Alternatively, both lines may not be required to exceed their thresholds in order for a candidate region to be determined. For example, only one of the mean maximum tone level or the mean tonal energy level may be used, such that if the value exceeds its associated threshold for a given bin, that bin will be identified as a candidate bin.

Consider, as an example, a bin defined between X1 rpm and X5 rpm, for example X1 and X5 may differ by 0.1 rpm. Within this bin there may be a plurality of tone level values associated with each RPM. For example, at a value of X2 rpm, (X2 falling between X1 and X5, e.g. X1 + 0.01 rpm) the maximum of the maximum tone level recorded may be 30 dB and the minimum value may be 24 dB, with a number of recorded values in between. At a value of X3 rpm (X3 also falling between X1 and X5, but being different to X2, e.g. X1 + 0.05 rpm), the maximum may be 28 dB and the minimum may be 23 dB. Thus, an average value of the maximum tone level may be calculated by energy summing the maximum tone level value that was measured at each RPM value within the bin and then dividing by the number of maximum values within the bin. Thus, each bin may be associated with a mean maximum tone level, which indicates the average value of the maximum tone levels that were measured between X1 rpm and X5 rpm. In a similar fashion, the mean maximum tonal energy level for a given bin may be calculated for each bin.

These values are then compared to their thresholds. In this example, where the mean values of maximum tone level and tonal energy level exceed the thresholds for a given bin the bin is set to be a candidate bin. If the candidate region extends across only one bin, the candidate region may be set to be equal to the candidate bin. In some cases, however, the candidate region may extend across more than one candidate bin. This may be because a peak which exceeds its threshold may do so in consecutive bins such that the width then is greater than the width of a single bin. Alternatively, a candidate region may have more than one peak, with the peaks extending across more than one bin.

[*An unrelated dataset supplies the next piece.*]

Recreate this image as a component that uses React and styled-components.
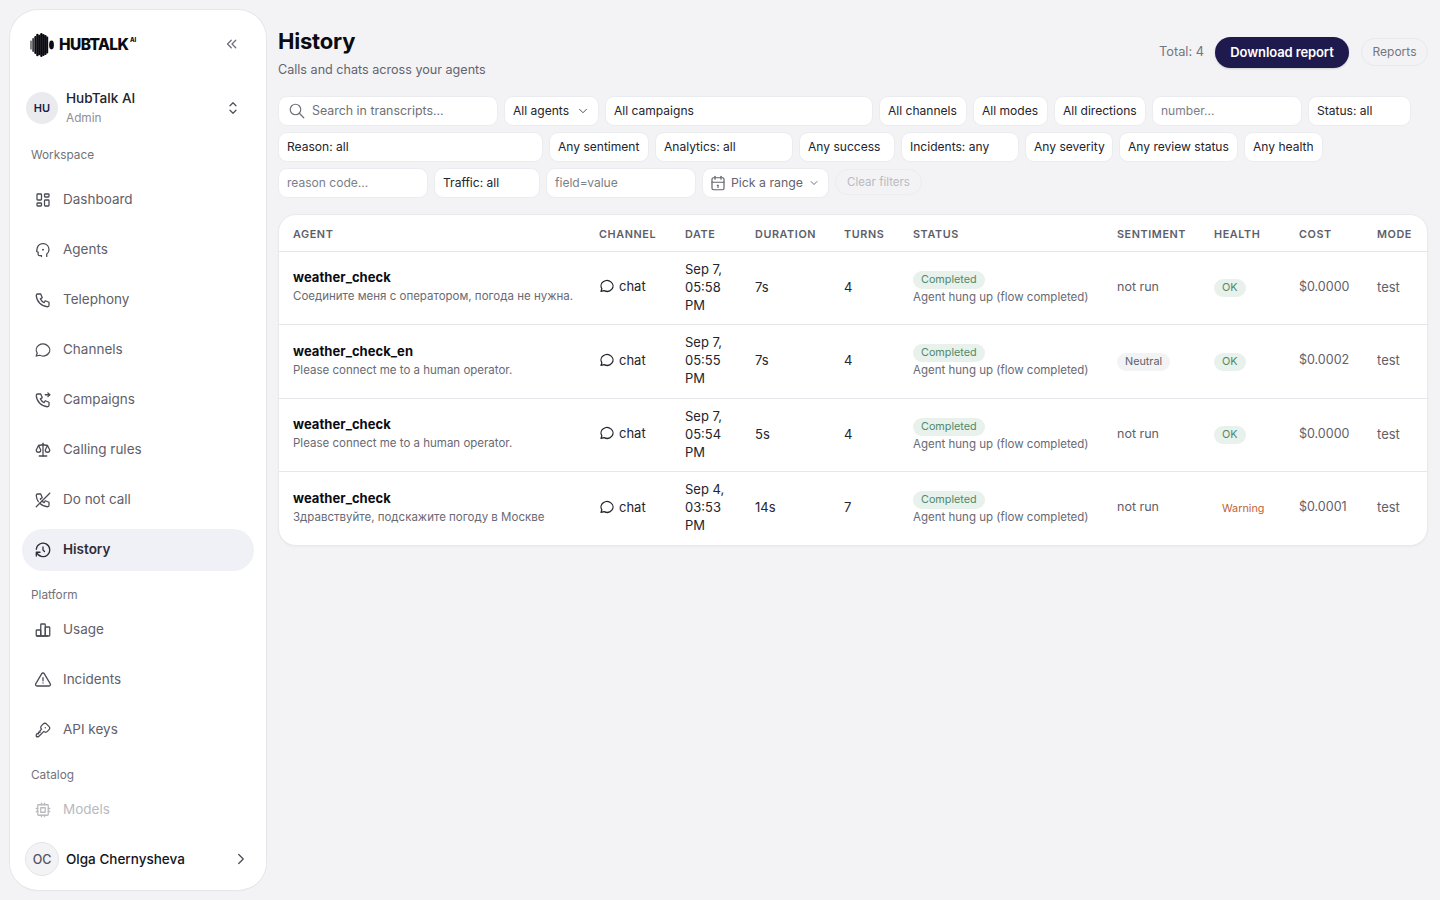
import React from 'react';
import styled, { createGlobalStyle } from 'styled-components';
import {
  TbChevronsLeft, TbSelector, TbLayoutDashboard, TbPhone, TbMessageCircle, TbPhoneOutgoing, TbScale, TbPhoneOff, TbHistory,
  TbChartBar, TbAlertTriangle, TbKey, TbCpu, TbChevronRight, TbChevronDown, TbSearch, TbCalendar,
} from 'react-icons/tb';

const Global = createGlobalStyle`
  * { box-sizing: border-box; }
  html, body { margin: 0; height: 100%; }
  body { background: #f3f3f5; font-family: Inter, "Noto Sans", sans-serif; color: #0b0b12; overflow: hidden; }
`;

const Page = styled.div`
  display: flex; gap: 12px; height: 900px; padding: 10px 12px 10px 10px;
`;
const Sidebar = styled.aside`
  width: 256px; flex: none; height: 880px; background: #fff; border-radius: 28px;
  box-shadow: 0 0 0 1px #e6e7ea, 0 1px 2px rgba(0,0,0,.05);
  display: flex; flex-direction: column; overflow: hidden;
`;
const Brand = styled.div`
  height: 68px; padding: 0 25px 0 20px; display: flex; align-items: center; justify-content: space-between; flex: none;
`;
const Logo = styled.div`display: flex; align-items: center; gap: 3px; padding-top: 2px;`;
const LogoText = styled.span`
  font-size: 15.5px; font-weight: 800; letter-spacing: -0.6px; color: #0b0b12; line-height: 1; position: relative; padding-right: 8px;
  sup { position: absolute; right: 0; top: 0; font-size: 6px; font-weight: 800; letter-spacing: 0; line-height: 1; }
`;
const Collapse = styled.span`color: #6d6e78; display: flex;`;
const Org = styled.div`
  height: 48px; margin-top: 6px; padding: 0 24px 0 16px; display: flex; align-items: center; gap: 8px; flex: none;
`;
const OrgAvatar = styled.div`
  width: 32px; height: 32px; border-radius: 50%; background: #eaebef; color: #1f1a4d; font-size: 11px; font-weight: 600;
  display: flex; align-items: center; justify-content: center; flex: none;
`;
const OrgText = styled.div`flex: 1; display: flex; flex-direction: column; gap: 3px;`;
const OrgName = styled.span`font-size: 13.6px; line-height: 18px; color: #23232c; font-weight: 500; margin-top: -2px;`;
const OrgRole = styled.span`font-size: 11.8px; line-height: 16px; color: #8d8e96;`;
const Nav = styled.nav`flex: 1; overflow: hidden; padding: 0 12px; display: flex; flex-direction: column;`;
const SectionLabel = styled.div`
  font-size: 11.8px; line-height: 16px; color: #71727a; padding: 0 9px; margin: ${p => p.$top}px 0 ${p => p.$bottom}px;
`;
const NavItem = styled.div`
  height: 42px; flex: none; margin-bottom: 8px; display: flex; align-items: center; gap: 11px; padding: 0 12px 2px; border-radius: 21px;
  font-size: 13.5px; line-height: 18px;
  background: ${p => p.$active ? '#f0f1f6' : 'transparent'};
  color: ${p => p.$active ? '#2d2d38' : p.$muted ? '#b9bac0' : '#5f6069'};
  font-weight: ${p => p.$active ? 600 : 400};
  svg { flex: none; margin-top: 2px; color: ${p => p.$active ? '#2d2d38' : p.$muted ? '#b9bac0' : '#4a4b54'}; }
`;
const UserRow = styled.div`
  height: 54px; flex: none; margin-bottom: 4px; padding: 0 16px 0 15px; display: flex; align-items: center; gap: 7px; background: #fff;
`;
const UserAvatar = styled.div`
  width: 34px; height: 34px; border-radius: 50%; background: #f3f3f5; border: 1px solid #e4e4e8; color: #54555e; font-size: 12.5px; font-weight: 500;
  display: flex; align-items: center; justify-content: center; flex: none;
`;
const UserName = styled.span`flex: 1; font-size: 13.5px; font-weight: 500; color: #14141c;`;
const Main = styled.main`flex: 1; min-width: 0; display: flex; flex-direction: column;`;
const Header = styled.header`
  height: 86px; flex: none; display: flex; justify-content: space-between; align-items: flex-start;
`;
const TitleBlock = styled.div`display: flex; flex-direction: column; padding-top: 17px;`;
const Title = styled.h1`margin: 0; font-size: 22px; line-height: 28px; font-weight: 700; color: #0b0b12; letter-spacing: -0.2px;`;
const Subtitle = styled.p`margin: 6px 0 0; font-size: 12.6px; line-height: 18px; color: #63646d;`;
const Actions = styled.div`display: flex; align-items: center; padding-top: 27px;`;
const Total = styled.span`font-size: 12.8px; color: #75767e; margin: 0 11px 3px 0;`;
const Primary = styled.button`
  height: 31px; width: 134px; border: 0; border-radius: 16px; background: #1f1a4d; color: #fff; font: 600 13px Inter, sans-serif;
  letter-spacing: -0.1px; box-shadow: 0 1px 2px rgba(0,0,0,.15); padding: 0 0 2px;
`;
const Ghost = styled.button`
  height: 28px; width: 67px; margin: 0 0 1px 12px; border: 1px solid #e8e9ec; border-radius: 14px; background: transparent; color: #75767e;
  font: 400 12px Inter, sans-serif; padding: 0 0 1px;
`;
const Filters = styled.div`display: flex; flex-direction: column; gap: 6px; flex: none;`;
const FilterRow = styled.div`display: flex; gap: 6px; align-items: center;`;
const Field = styled.div`
  height: 30px; width: ${p => p.$w}px; flex: none; background: #fff; border: 1px solid #ebecef; border-radius: 9px; padding: 0 8px;
  display: flex; align-items: center; justify-content: space-between; font-size: 12.05px; line-height: 16px; white-space: nowrap;
  color: ${p => p.$placeholder ? '#7d7e86' : '#24242d'};
`;
const SearchField = styled(Field)`justify-content: flex-start; gap: 6px; padding: 0 9px; color: #6f7078; font-size: 12.4px;`;
const RangeField = styled(Field)`justify-content: flex-start; gap: 4px; color: #63646d; padding: 0 8px 0 6px; font-size: 12.3px;`;
const RangeText = styled.span`flex: 1;`;
const ClearButton = styled.button`
  height: 26px; width: 87px; border: 1px solid #ebecef; border-radius: 13px; background: transparent; color: #b9bac0;
  font: 400 11.5px Inter, sans-serif; padding: 0; margin-top: -2px;
`;
const Card = styled.section`
  margin-top: 16px; width: 1150px; background: #fff; border-radius: 18px; overflow: hidden; border: 1px solid #e8e9ec; box-shadow: 0 1px 2px rgba(0,0,0,.04);
`;
const Table = styled.table`
  width: 100%; border-collapse: collapse; table-layout: fixed;
`;
const Th = styled.th`
  width: ${p => p.$w}px; height: 36px; padding: 4px 14px 0; text-align: left; font-size: 10.8px; font-weight: 600; letter-spacing: 0.6px; color: #5d5e68;
  text-transform: uppercase; border-bottom: 1px solid #e6e7ea; white-space: nowrap;
`;
const Tr = styled.tr`
  &:not(:last-child) td { border-bottom: 1px solid #e6e7ea; }
`;
const Td = styled.td`
  padding: ${p => p.$even ? '10px 14px 9px' : '8px 14px 10px'}; font-size: ${p => p.$small ? 12.5 : 13}px; line-height: 18.17px; vertical-align: middle; color: ${p => p.$color || '#24242d'};
`;
const AgentName = styled.div`font-size: 13px; line-height: 18px; font-weight: 700; color: #0b0b12; letter-spacing: 0.06px;`;
const AgentText = styled.div`font-size: 11.5px; line-height: 18px; margin-top: 1px; color: #696a73; white-space: nowrap;`;
const ChannelCell = styled.div`display: flex; align-items: center; gap: 4px; color: #24242d; padding-bottom: 4px;`;
const Pill = styled.span`
  display: block; width: fit-content; height: 18px; line-height: 18px; padding: 0 8px; border-radius: 9px; font-size: 10.8px;
  background: ${p => p.$tone === 'green' ? '#e8f1ec' : p.$tone === 'gray' ? '#f2f3f5' : 'transparent'};
  color: ${p => p.$tone === 'green' ? '#4e8a6b' : p.$tone === 'gray' ? '#5f6069' : '#c0623a'};
`;
const StatusNote = styled.div`font-size: 11.5px; line-height: 17px; color: #696a73; white-space: nowrap;`;

const AgentsIcon = ({ size = 18, strokeWidth = 1.7 }) => (
  <svg width={size} height={size} viewBox="0 0 24 24" fill="none" stroke="currentColor" strokeWidth={strokeWidth} strokeLinecap="round" strokeLinejoin="round">
    <path d="M17 20.5v-3.2c2-1.5 3-3.6 3-5.8a8 8 0 0 0-15.7-2.2L3.5 14l2 .8v2.7a2 2 0 0 0 2 2H10v1.2" />
    <path d="M12 11.5h.01" strokeWidth="2.6" />
  </svg>
);
const Waveform = () => (
  <svg width="26" height="24" viewBox="0 0 26 24" fill="#0b0b12">
    {[[0.5,7.5,1],[2.4,5,1.4],[4.3,3,2],[6.2,0.8,2.4],[8.2,1.8,2.4],[10.2,0,2.4],[12.2,1,2.4],[14.2,2,2.4],[16.2,3.5,2]].map(([x, t, w], i) => (
      <rect key={i} x={x} y={t} width={w} height={24 - 2 * t} rx={w / 2} />
    ))}
    <ellipse cx="21.5" cy="12" rx="2.4" ry="4.4" />
  </svg>
);

const top = [
  ['Dashboard', TbLayoutDashboard], ['Agents', AgentsIcon], ['Telephony', TbPhone], ['Channels', TbMessageCircle],
  ['Campaigns', TbPhoneOutgoing], ['Calling rules', TbScale], ['Do not call', TbPhoneOff],
];
const platform = [['Usage', TbChartBar], ['Incidents', TbAlertTriangle], ['API keys', TbKey]];
const cols = [['Agent', 306], ['Channel', 86], ['Date', 70], ['Duration', 89], ['Turns', 69], ['Status', 204], ['Sentiment', 97], ['Health', 85], ['Cost', 78], ['Mode', 64]];
const rows = [
  { name: 'weather_check', text: 'Соедините меня с оператором, погода не нужна.', date: ['Sep 7,', '05:58', 'PM'], dur: '7s', turns: 4, sentiment: null, health: 'OK', cost: '$0.0000' },
  { name: 'weather_check_en', text: 'Please connect me to a human operator.', date: ['Sep 7,', '05:55', 'PM'], dur: '7s', turns: 4, sentiment: 'Neutral', health: 'OK', cost: '$0.0002' },
  { name: 'weather_check', text: 'Please connect me to a human operator.', date: ['Sep 7,', '05:54', 'PM'], dur: '5s', turns: 4, sentiment: null, health: 'OK', cost: '$0.0000' },
  { name: 'weather_check', text: 'Здравствуйте, подскажите погоду в Москве', date: ['Sep 4,', '03:53', 'PM'], dur: '14s', turns: 7, sentiment: null, health: 'Warning', cost: '$0.0001' },
];

function Item({ icon: Icon, label, ...rest }) {
  return <NavItem {...rest}><Icon size={18} strokeWidth={1.7} />{label}</NavItem>;
}

export default function App() {
  return (
    <>
      <Global />
      <Page>
        <Sidebar>
          <Brand>
            <Logo><Waveform /><LogoText>HUBTALK<sup>AI</sup></LogoText></Logo>
            <Collapse><TbChevronsLeft size={18} strokeWidth={1.7} /></Collapse>
          </Brand>
          <Org>
            <OrgAvatar>HU</OrgAvatar>
            <OrgText><OrgName>HubTalk AI</OrgName><OrgRole>Admin</OrgRole></OrgText>
            <TbSelector size={18} strokeWidth={1.7} color="#52535c" />
          </Org>
          <Nav>
            <SectionLabel $top={15} $bottom={16}>Workspace</SectionLabel>
            {top.map(([l, I]) => <Item key={l} icon={I} label={l} />)}
            <Item icon={TbHistory} label="History" $active />
            <SectionLabel $top={8} $bottom={6}>Platform</SectionLabel>
            {platform.map(([l, I]) => <Item key={l} icon={I} label={l} />)}
            <SectionLabel $top={8} $bottom={6}>Catalog</SectionLabel>
            <Item icon={TbCpu} label="Models" $muted />
          </Nav>
          <UserRow>
            <UserAvatar>OC</UserAvatar>
            <UserName>Olga Chernysheva</UserName>
            <TbChevronRight size={18} strokeWidth={1.8} color="#52535c" />
          </UserRow>
        </Sidebar>
        <Main>
          <Header>
            <TitleBlock>
              <Title>History</Title>
              <Subtitle>Calls and chats across your agents</Subtitle>
            </TitleBlock>
            <Actions>
              <Total>Total: 4</Total>
              <Primary>Download report</Primary>
              <Ghost>Reports</Ghost>
            </Actions>
          </Header>
          <Filters>
            <FilterRow>
              <SearchField $w={220}><TbSearch size={18} strokeWidth={1.6} />Search in transcripts...</SearchField>
              <Field $w={95}>All agents<TbChevronDown size={14} strokeWidth={1.7} color="#52535c" /></Field>
              <Field $w={268}>All campaigns</Field>
              <Field $w={88}>All channels</Field>
              <Field $w={75}>All modes</Field>
              <Field $w={92}>All directions</Field>
              <Field $w={150} $placeholder>number...</Field>
              <Field $w={103}>Status: all</Field>
            </FilterRow>
            <FilterRow>
              <Field $w={265}>Reason: all</Field>
              <Field $w={100}>Any sentiment</Field>
              <Field $w={138}>Analytics: all</Field>
              <Field $w={96}>Any success</Field>
              <Field $w={118}>Incidents: any</Field>
              <Field $w={88}>Any severity</Field>
              <Field $w={119}>Any review status</Field>
              <Field $w={79}>Any health</Field>
            </FilterRow>
            <FilterRow>
              <Field $w={150} $placeholder>reason code...</Field>
              <Field $w={106}>Traffic: all</Field>
              <Field $w={150} $placeholder>field=value</Field>
              <RangeField $w={127}><TbCalendar size={18} strokeWidth={1.6} /><RangeText>Pick a range</RangeText><TbChevronDown size={12} strokeWidth={1.8} /></RangeField>
              <ClearButton>Clear filters</ClearButton>
            </FilterRow>
          </Filters>
          <Card>
            <Table>
              <thead><tr>{cols.map(([c, w]) => <Th key={c} $w={w}>{c}</Th>)}</tr></thead>
              <tbody>
                {rows.map((r, i) => (
                  <Tr key={i}>
                    <Td><AgentName>{r.name}</AgentName><AgentText>{r.text}</AgentText></Td>
                    <Td $even><ChannelCell><TbMessageCircle size={16} strokeWidth={1.9} /><span>chat</span></ChannelCell></Td>
                    <Td>{r.date.map(d => <div key={d}>{d}</div>)}</Td>
                    <Td>{r.dur}</Td>
                    <Td>{r.turns}</Td>
                    <Td $even><Pill $tone="green">Completed</Pill><StatusNote>Agent hung up (flow completed)</StatusNote></Td>
                    <Td $small $even={!!r.sentiment} $color="#5f6069">{r.sentiment ? <Pill $tone="gray">{r.sentiment}</Pill> : 'not run'}</Td>
                    <Td $even><Pill $tone={r.health === 'OK' ? 'green' : 'warn'}>{r.health}</Pill></Td>
                    <Td $small $color="#5f6069">{r.cost}</Td>
                    <Td $color="#5f6069">test</Td>
                  </Tr>
                ))}
              </tbody>
            </Table>
          </Card>
        </Main>
      </Page>
    </>
  );
}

At this point, the method has identified the candidate regions of the data set that are likely to be indicative of unacceptable tonal noise. In other words, noise measurements have been taken for the wind turbine that indicate the wind turbine was emitting annoying tonal noise when operating at the RPMs covered by the identified candidate bins. However, for each noise measurement, the wind turbine may have been operating at various other different operating parameters such as a different power, pitch, mode of operation etc.. Thus, although it can be determined that certain RPM values may result in the wind turbine emitting unacceptable tonal noise, further analysis must be performed on these regions to establish which operating parameters are driving generation of the tonal noise.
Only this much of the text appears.